Variations in insurance markets from state to state mean there is no single formula for how to set up the new health insurance exchanges, as required under healthcare reform, a panel of experts said at the America's Health Insurance Plans Fall Forum on Tuesday in Chicago.
"As we contemplate our vision for an exchange in Illinois we need to embrace the reality of our marketplace right now: we are not Massachusetts, we are not California, we are not Wisconsin. We have to find a way that works for us," said Michael McRaith, director of the Illinois Department of Insurance. "Every state is so different, the regulation in each state is so different."
McRaith said the National Association of Insurance Commissioners is working on a model law that includes the essential provisions of the Affordable Care Act as a starting place for state legislatures to consider as they begin work on creating exchanges in 2011.
"What we do not attempt to do with the model law is reconcile the conflicting public policy decisions that individual states will have to make," McRaith said. "We want to assure maximum state flexibility."
Using a flexible framework proved important in Massachusetts and Utah, the first two states in the country to create working HIEs.
In Massachusetts, the structure of the Commonwealth Health Insurance Connector Authority was important to its success in establishing the exchange, said Rosemarie Day, its former deputy director and COO and now president of Day Health Strategies.
"One of the secrets of our success in Massachusetts is we did not stay with government format. We were created as a quasi-governmental authority," Day said.
This independence gave the authority latitude in a number of areas, including marketing and the creation of a website.
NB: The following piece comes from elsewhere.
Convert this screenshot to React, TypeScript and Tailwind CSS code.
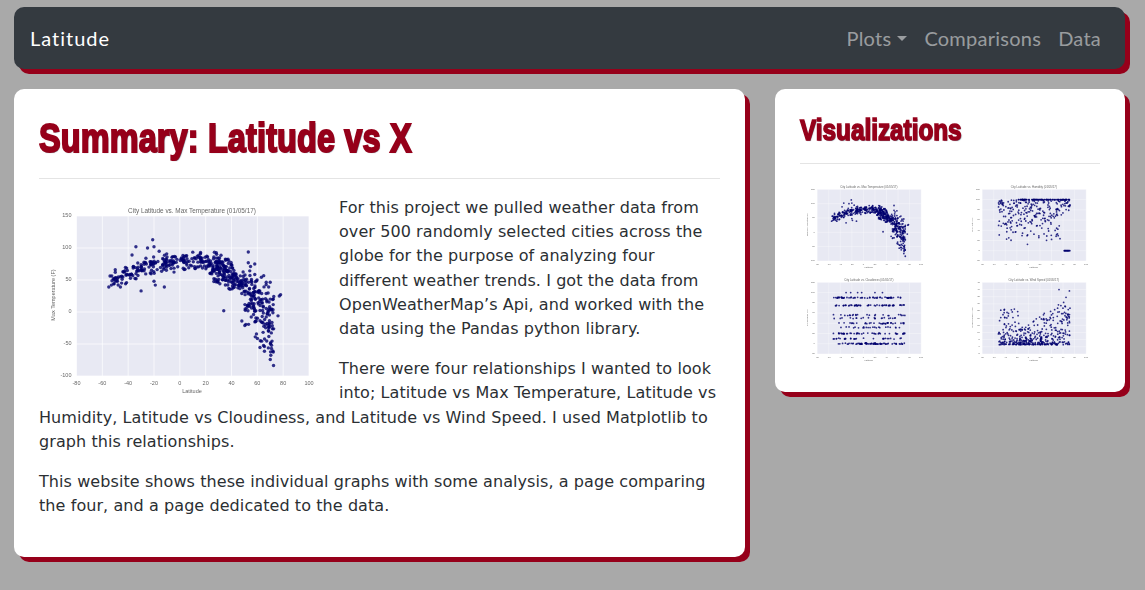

It also allowed Day to recruit talented people from within the industry to foster the creation of the exchanges, as she was not constrained by government pay scales.
"In Massachusetts we were grateful for the fact that we were set up independently and were therefore able to be more entrepreneurial as a result," said Day. "We created a different sort of culture and – having worked within state government, I can speak to this – it was very freeing."
In Utah, while there was also consideration to create an exchange via a quasi-governmental entity, the decision was ultimately made to run it from within the state's executive branch, said Cheryl Smith, director of Leavitt partners and former director of the Utah Health Exchange Office.
"There was some contention whether this would be put within our department of health or department of insurance," said Smith. "What we realized was our uninsured population was coming out of the small business sector and that is where we were losing a lot of insureds, as small businesses were dropping coverage. So we decided to put this in the Governor's Office of Economic Development."
According to Smith, while Massachussets seeks to contract with the insurers in the exchange, Utah's model is as a market organizer.
"In Utah they didn't have a political desire or the political appetite to implement a market-maker model. They just wanted to see the exchange like a farmer's market – a place where carriers can display their wares and employees can compare plans and purchase the plan that works for them," Smith said.
While Massachusetts' quasi-governmental structure provider flexibility, Smith noted that for Utah, statutory flexibility was equally important. In Utah, the law was simple and broad, calling for the creation of a sate exchange by a certain date with very little else in the details.
Both Smith and Day noted the importance of deliberately not providing too many mandates early in the development of their state exchanges as reasons for their success and something they would recommend to other states facing this task.
"You'd be hard-pressed to find two states such as Utah and Massachusetts that are more different politically and culturally," said Smith. "So if these two states can find a way to implement an exchange and make it work, the other 48 can, too."